Section | Semester | Instructor | Time | Location | Course Areas |
---|---|---|---|---|---|
1 | Fall 2015 | Wilson, Mary
|
MWF 10-11 | 222 Wheeler |
Pynchon, Thomas : The Crying of Lot 49; Sebald, W.G.: Austerlitz;
Recommended: Davis , Mike: City of Quartz
Virginia Woolf, A Room of One's Own; James Joyce, Dubliners (selections); James Baldwin, Notes of a Native Son (selections); Anne Carson, “The Life of Towns”; Charlie Chaplin, City Lights (1931); Paul Strand, Manhatta, (1921); Walt Whitman, “Manahatta” (from Leaves of Grass); Spike Lee, Do the Right Thing (1989); Michel de Certeau, “Walking in the City,” Joan Didion, “Goodbye to All That”; Mike Davis, City of Quartz (excerpt).

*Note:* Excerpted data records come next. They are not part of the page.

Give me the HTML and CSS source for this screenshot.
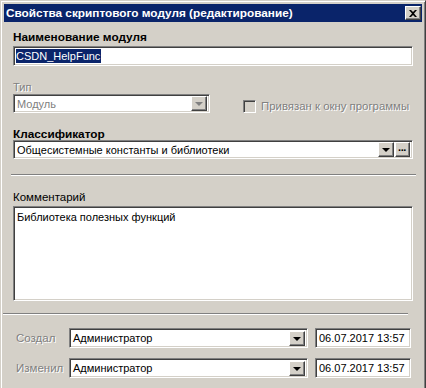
FILE: index.html
```html
<!DOCTYPE html>
<html lang="ru">
<head>
  <meta charset="UTF-8">
  <title>Свойства скриптового модуля</title>
  <link rel="stylesheet" href="styles.css">
</head>
<body>
  <div id="dialog">
    <div id="caption">
      <span>Свойства скриптового модуля (редактирование)</span>
      <div class="btn" id="close">
        <svg width="8" height="7" viewBox="0 0 8 7"><path d="M0 0h2l2 2 2-2h2L5 3.5 8 7H6L4 5 2 7H0l3-3.5z" fill="#000"/></svg>
      </div>
    </div>

    <div id="content">
      <div class="label bold" id="name-label">Наименование модуля</div>
      <div class="field sunken" id="name"><span class="selected">CSDN_HelpFunc</span></div>

      <div class="label disabled" id="type-label">Тип</div>
      <div id="type-row">
        <div class="field sunken combo" id="type">
          <span class="value disabled-text">Модуль</span>
          <div class="btn arrow"><i class="tri grey"></i></div>
        </div>
        <div id="bind">
          <div class="check sunken"></div>
          <span class="disabled">Привязан к окну программы</span>
        </div>
      </div>

      <div class="label bold" id="class-label">Классификатор</div>
      <div class="field sunken combo" id="classifier">
        <span class="value">Общесистемные константы и библиотеки</span>
        <div class="btn arrow"><i class="tri"></i></div>
        <div class="btn dots">&middot;&middot;&middot;</div>
      </div>

      <div class="sep" id="sep1"></div>

      <div class="label" id="comment-label">Комментарий</div>
      <div class="field sunken" id="comment">Библиотека полезных функций</div>

      <div class="sep" id="sep2"></div>

      <div class="meta-row" id="created">
        <span class="meta-label disabled">Создал</span>
        <div class="field sunken combo user">
          <span class="value">Администратор</span>
          <div class="btn arrow"><i class="tri"></i></div>
        </div>
        <div class="field sunken date">06.07.2017 13:57</div>
      </div>
      <div class="meta-row" id="changed">
        <span class="meta-label disabled">Изменил</span>
        <div class="field sunken combo user">
          <span class="value">Администратор</span>
          <div class="btn arrow"><i class="tri"></i></div>
        </div>
        <div class="field sunken date">06.07.2017 13:57</div>
      </div>
    </div>
  </div>
</body>
</html>
```

FILE: styles.css
```css
html, body {
  margin: 0;
  padding: 0;
  background: #d4d0c8;
}

#dialog {
  width: 426px;
  height: 388px;
  box-sizing: border-box;
  background: #d4d0c8;
  border-top: 1px solid #d4d0c8;
  border-left: 1px solid #d4d0c8;
  border-right: 1px solid #404040;
  padding: 3px 3px 0 3px;
  box-shadow: inset 1px 1px #fff, inset -1px 0 #808080;
  font-family: "Liberation Sans", Arial, sans-serif;
  font-size: 11px;
  color: #000;
  overflow: hidden;
}

#caption {
  height: 18px;
  background: #0a246a;
  color: #fff;
  font-weight: bold;
  font-size: 11.8px;
  display: flex;
  align-items: center;
  justify-content: space-between;
  padding: 0 1px 0 2px;
}

.btn {
  background: #d4d0c8;
  box-sizing: border-box;
  border: 1px solid;
  border-color: #fff #404040 #404040 #fff;
  box-shadow: inset -1px -1px #808080, inset 1px 1px #d4d0c8;
  display: flex;
  align-items: center;
  justify-content: center;
}

#close {
  width: 16px;
  height: 14px;
}

#content {
  padding: 0 9px;
}

.label {
  height: 14px;
  line-height: 14px;
}

.bold {
  font-weight: bold;
  font-size: 11.8px;
}

.disabled {
  color: #808080;
  text-shadow: 1px 1px #fff;
}

.disabled-text {
  color: #808080;
}

.sunken {
  box-sizing: border-box;
  border: 1px solid;
  border-color: #808080 #fff #fff #808080;
  box-shadow: inset 1px 1px #404040, inset -1px -1px #d4d0c8;
  background: #fff;
}

.field {
  font-size: 11px;
  height: 20px;
  line-height: 16px;
  padding: 0 2px;
  display: flex;
  align-items: center;
  white-space: nowrap;
}

#name-label { margin-top: 8px; }
#name { margin-top: 2px; }

.selected {
  background: #0a246a;
  color: #fff;
  line-height: 14px;
  padding: 0 1px 0 0;
}

#type-label { margin-top: 14px; }

#type-row {
  height: 19px;
  display: flex;
  align-items: center;
}

#type {
  width: 197px;
  height: 19px;
  flex-shrink: 0;
}

.combo {
  padding: 0 2px 0 3px;
}

.combo .value {
  flex: 1;
}

.arrow {
  width: 16px;
  height: 15px;
}

.tri {
  display: block;
  width: 0;
  height: 0;
  border-left: 4px solid transparent;
  border-right: 4px solid transparent;
  border-top: 4px solid #000;
  margin-top: 1px;
}

.tri.grey {
  border-top-color: #808080;
}

#bind {
  display: flex;
  align-items: center;
  margin-left: 33px;
  margin-top: 5px;
  gap: 5px;
  font-size: 11.4px;
  white-space: nowrap;
}

.check {
  width: 13px;
  height: 13px;
  flex-shrink: 0;
  background: #d4d0c8;
}

#class-label { margin-top: 14px; }

#classifier {
  margin-top: -1px;
  height: 19px;
  padding-right: 2px;
}

.dots {
  width: 15px;
  height: 15px;
  margin-left: 1px;
  font-weight: bold;
  font-size: 11px;
  letter-spacing: -1px;
  padding-right: 1px;
}

.sep {
  height: 0;
  border-top: 1px solid #808080;
  border-bottom: 1px solid #fff;
}

#sep1 {
  margin: 15px -3px 0 -2px;
}

#comment-label {
  margin-top: 14px;
  font-size: 11.5px;
}

#comment {
  margin-top: 2px;
  height: 95px;
  align-items: flex-start;
  padding: 2px 3px;
}

#sep2 {
  margin: 12px 5px 0 -10px;
}

.meta-row {
  display: flex;
  align-items: center;
  height: 20px;
}

#created { margin-top: 13px; }
#changed { margin-top: 10px; }

.meta-label {
  width: 53px;
  padding-left: 3px;
  font-size: 11.5px;
}

.user {
  width: 239px;
}

.date {
  width: 96px;
  margin-left: 7px;
  padding-left: 3px;
}
```
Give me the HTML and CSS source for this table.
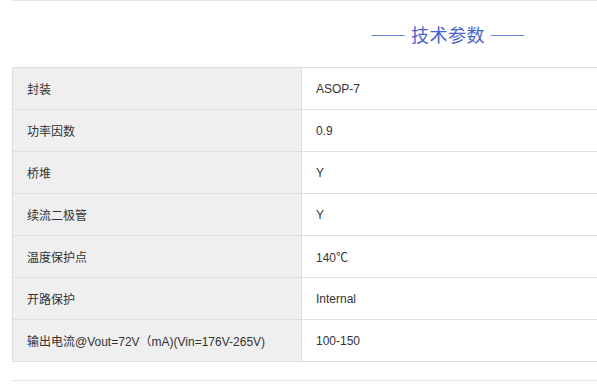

The city can be many different things in literature. As a plot device, the city is often a place of danger and opportunity, a place where characters make their way or lose themselves in the attempt. As setting, the city may be open or closed; it may invite the freedom of exploration or provoke the anxiety that arises from exclusion. These interpretations consider the city as a backdrop, as the stage on which the drama of fiction unfolds. But what happens when we push it to the foreground? What happens when we consider the city itself as subject, character, or text?
In this class we will examine 20th-century texts that foreground the city in various ways. We will encounter moments in which urban space is conflated with mental space, private space with public power, cityscape with text. In our written assignments we will try to move beyond the old divisions between character and setting and consider the broader implications of these crossover moments.
The primary aim of this course is to develop your critical thinking, writing, and research skills, and to help you to write across the disciplines. To this end, you will write and revise three short critical essays (4-5 pages) during the course of the semester. Students will also be responsible for weekly reading responses and in-class peer writing reviews.